(Records from a data source)

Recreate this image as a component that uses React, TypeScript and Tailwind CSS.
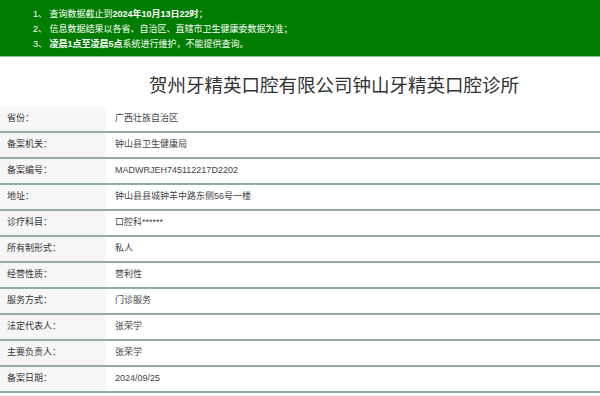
const rows: [string, string][] = [
  ["省份", "广西壮族自治区"],
  ["备案机关", "钟山县卫生健康局"],
  ["备案编号", "MADWRJEH745112217D2202"],
  ["地址", "钟山县县城钟羊中路东侧56号一楼"],
  ["诊疗科目", "口腔科******"],
  ["所有制形式", "私人"],
  ["经营性质", "营利性"],
  ["服务方式", "门诊服务"],
  ["法定代表人", "张荣学"],
  ["主要负责人", "张荣学"],
  ["备案日期", "2024/09/25"],
];

export default function App() {
  return (
    <div
      className="w-[600px] h-[396px] overflow-hidden bg-white text-[#333]"
      style={{ fontFamily: '"Liberation Sans", "Noto Sans CJK SC", sans-serif' }}
    >
      {/* Notice banner */}
      <div className="h-[57px] bg-[#007d00] border-b border-[#8cc48c] pt-[7px] pl-[33px] text-white text-[9px] leading-[15px]">
        <p>
          1、 查询数据截止到<span className="font-bold">2024年10月13日22时</span>；
        </p>
        <p>2、 信息数据结果以各省、自治区、直辖市卫生健康委数据为准；</p>
        <p>
          3、 <span className="font-bold">凌晨1点至凌晨5点</span>系统进行维护，不能提供查询。
        </p>
      </div>

      {/* Title */}
      <div className="h-[50px] pt-[17px] pl-[68px] text-center">
        <h1 className="text-[18.5px] leading-[24px] text-[#333]">
          贺州牙精英口腔有限公司钟山牙精英口腔诊所
        </h1>
      </div>

      {/* Info table */}
      <div className="flex flex-col">
        {rows.map(([label, value]) => (
          <div key={label} className="flex h-[26px] border-b-2 border-[#93ada1] text-[9px]">
            <div className="w-[106px] bg-[#f6f6f6] pl-[7px] flex items-center">{label}：</div>
            <div className="flex-1 pl-[9px] flex items-center text-[#444]">{value}</div>
          </div>
        ))}
      </div>
    </div>
  );
}
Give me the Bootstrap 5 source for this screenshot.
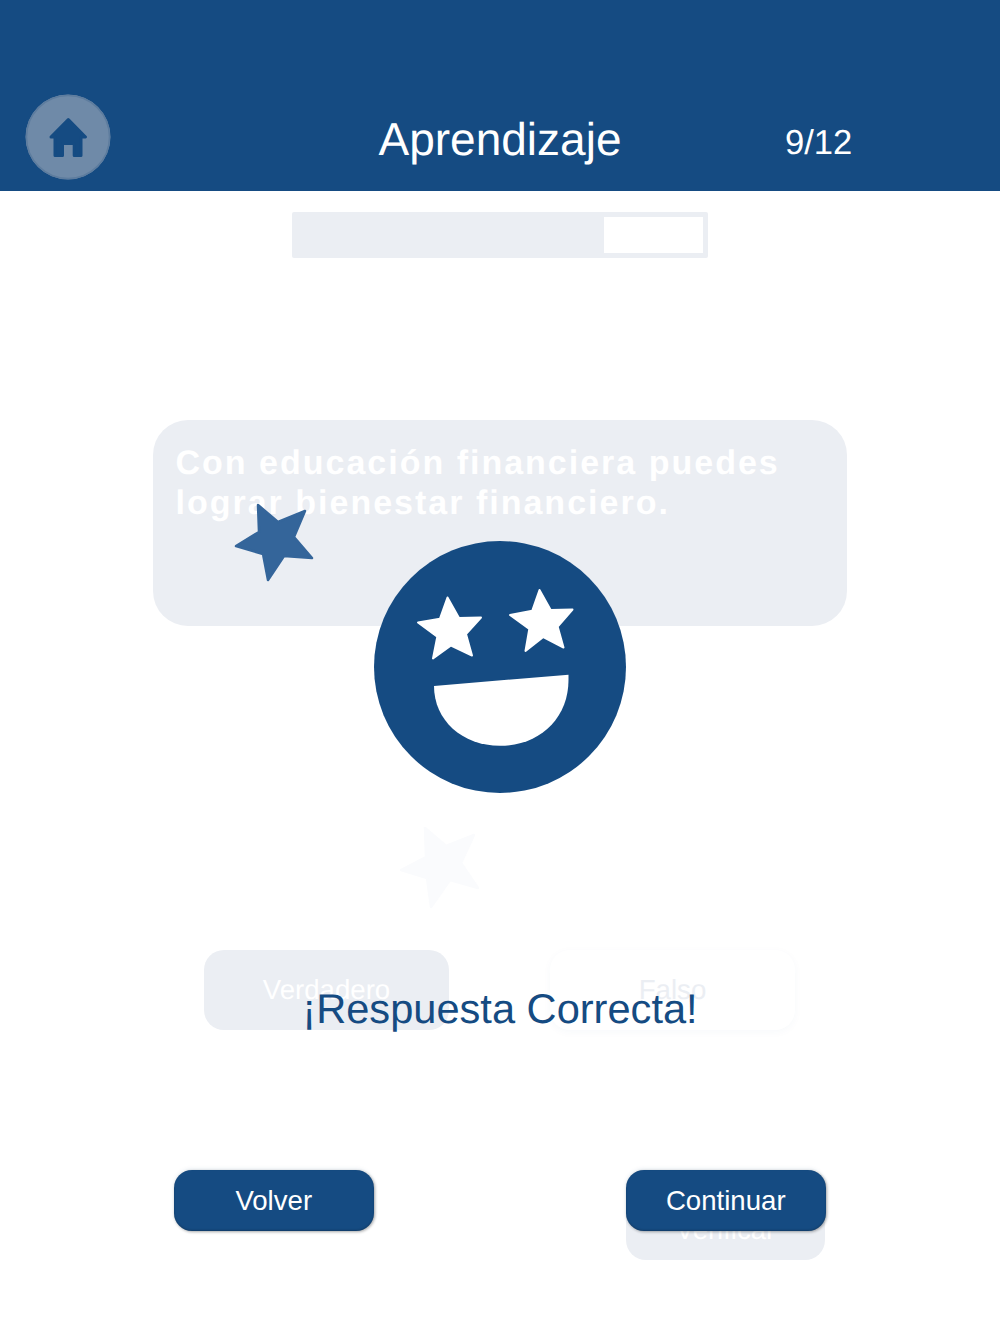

**STATED GOAL:** Reproduce each line of the records exactly, and omit every picture.

**PROBLEM SOLUTION:**
Recreate this image as a component that uses React, TypeScript and Tailwind CSS.
const rows: [string, string][] = [
  ["省份", "广西壮族自治区"],
  ["备案机关", "钟山县卫生健康局"],
  ["备案编号", "MADWRJEH745112217D2202"],
  ["地址", "钟山县县城钟羊中路东侧56号一楼"],
  ["诊疗科目", "口腔科******"],
  ["所有制形式", "私人"],
  ["经营性质", "营利性"],
  ["服务方式", "门诊服务"],
  ["法定代表人", "张荣学"],
  ["主要负责人", "张荣学"],
  ["备案日期", "2024/09/25"],
];

export default function App() {
  return (
    <div
      className="w-[600px] h-[396px] overflow-hidden bg-white text-[#333]"
      style={{ fontFamily: '"Liberation Sans", "Noto Sans CJK SC", sans-serif' }}
    >
      {/* Notice banner */}
      <div className="h-[57px] bg-[#007d00] border-b border-[#8cc48c] pt-[7px] pl-[33px] text-white text-[9px] leading-[15px]">
        <p>
          1、 查询数据截止到<span className="font-bold">2024年10月13日22时</span>；
        </p>
        <p>2、 信息数据结果以各省、自治区、直辖市卫生健康委数据为准；</p>
        <p>
          3、 <span className="font-bold">凌晨1点至凌晨5点</span>系统进行维护，不能提供查询。
        </p>
      </div>

      {/* Title */}
      <div className="h-[50px] pt-[17px] pl-[68px] text-center">
        <h1 className="text-[18.5px] leading-[24px] text-[#333]">
          贺州牙精英口腔有限公司钟山牙精英口腔诊所
        </h1>
      </div>

      {/* Info table */}
      <div className="flex flex-col">
        {rows.map(([label, value]) => (
          <div key={label} className="flex h-[26px] border-b-2 border-[#93ada1] text-[9px]">
            <div className="w-[106px] bg-[#f6f6f6] pl-[7px] flex items-center">{label}：</div>
            <div className="flex-1 pl-[9px] flex items-center text-[#444]">{value}</div>
          </div>
        ))}
      </div>
    </div>
  );
}
Give me the Bootstrap 5 source for this screenshot.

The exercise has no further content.